I'm always correcting my wife's grammar but she continues to make the
same mistakes. I end up talking back to her the same way (a blend of
Cebuano and English) because otherwise she doesn't understand me. And
we've been married eight years.
> > There is nothing innate about how we speak a language.
We don't know that. Children are born capable of learning any language
on Earth. That could mean either that we are all blank slates and that
we learn languages from scratch or it could mean that we all are born
with an instinctive idea of what a noun or a verb is. The latter idea
would explain how we learn languages so quickly.
> > And I think that is the big problem. The Romanian was using mostly
Slavic
> > words. I even recognized a few of them (tho I no longer speak a
word of
> > Russian - well, curse words I remember HA!!), enough to know the
brunt of
> > the convo - which "races" would end up on which side! The
Hispanic with
> > me - and she understands all kinds of Hispanic (Spanish, Portuguese
and
> > even that other language spoken in Spain - the name of the language
> > startes with a 'c" - I don't remember what it's called - but she
> > translated stuff for me that was spoken in it. - and she also
speaks
> > Italian fluently her husband is Italian) - she did not understand
a
> > single word of it. Not one SINGLE word. The Pole understood it.
Now
> > here is the thing: apparently, it was easier for the both of them
to
> > speak like that, than to resort to what English they both knew -
and I
> > know they knew enough English to ask me a kind of complex question
about
> > ethnicity and religion.
>
> Ah, there's my answer.
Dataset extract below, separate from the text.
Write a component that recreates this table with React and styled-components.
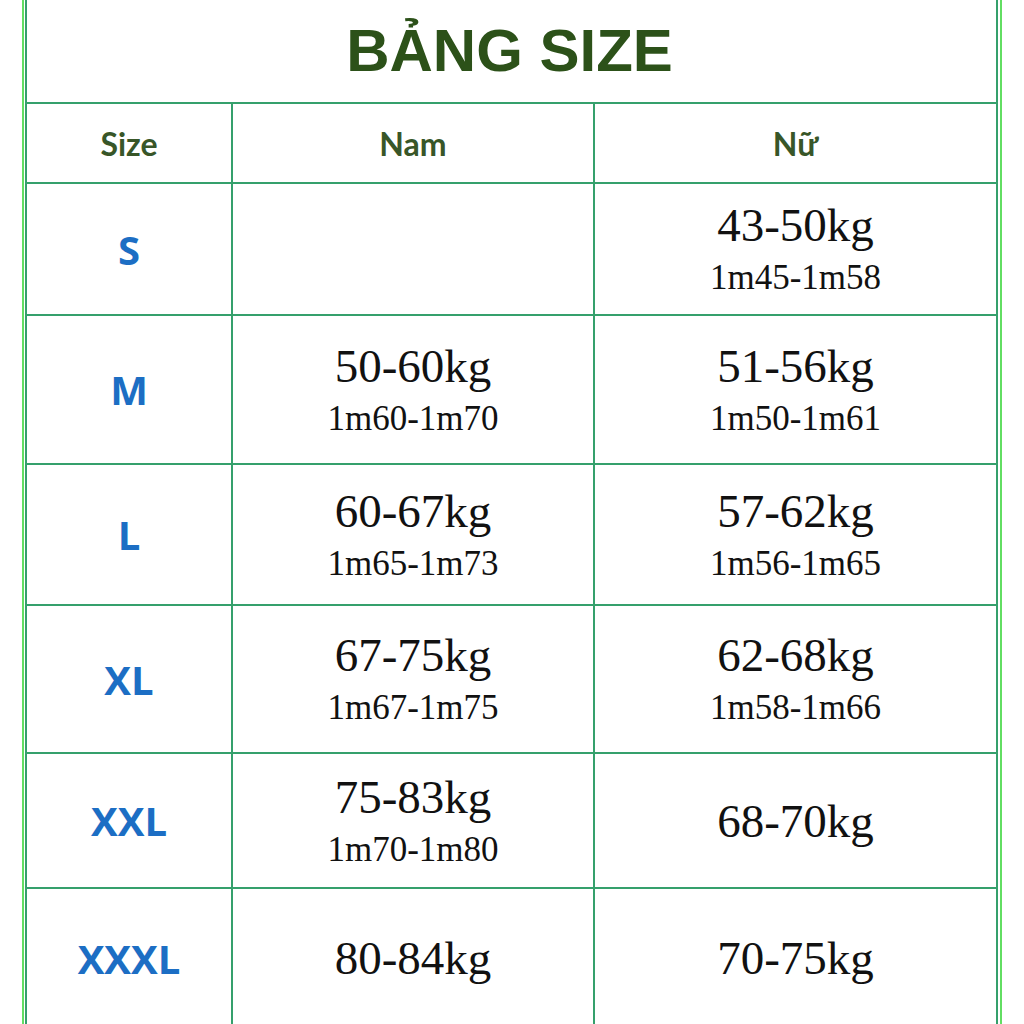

Okay, now I understand your point a bit more:
you are
> suggesting that a linguist should recognise a close link between
Slavic and
> Romanian because a Romanian speaker can choose from amongst the words
in his
> lexicon to make himself understood to a Slav, although this means
that he
> can no longer be understood by other Romance speakers.
>
> Yes, you have a point there. I would just mention that such Romanian
would
> sound very forced and contrived to most Romanian speakers. A better
test
> would be to see how much a Pole can understand when overhearing a
> conversation of two native speakers, or a folk song.
The point would be even better made if we knew why the Spaniard didn't
understand the Romanian. Perhaps the Spaniard didn't understand any of
the words. On the other hand, the fact that Romanian and Polish are
both Indo-European languages may be enough for the Polish person to
understand a Romanian sentence because the grammar would not,
obviously, have been too different. The same, however, cannot
obviously be said of English and Chinese: even if English and Chinese
people used the same vocabulary we probably wouldn't understand each
other, even though both languages are described as SVO
(subject-verb-object) languages. The fundamental question is, of
course, how similar does the grammar of two languages have to be for
people to be able to understand each other?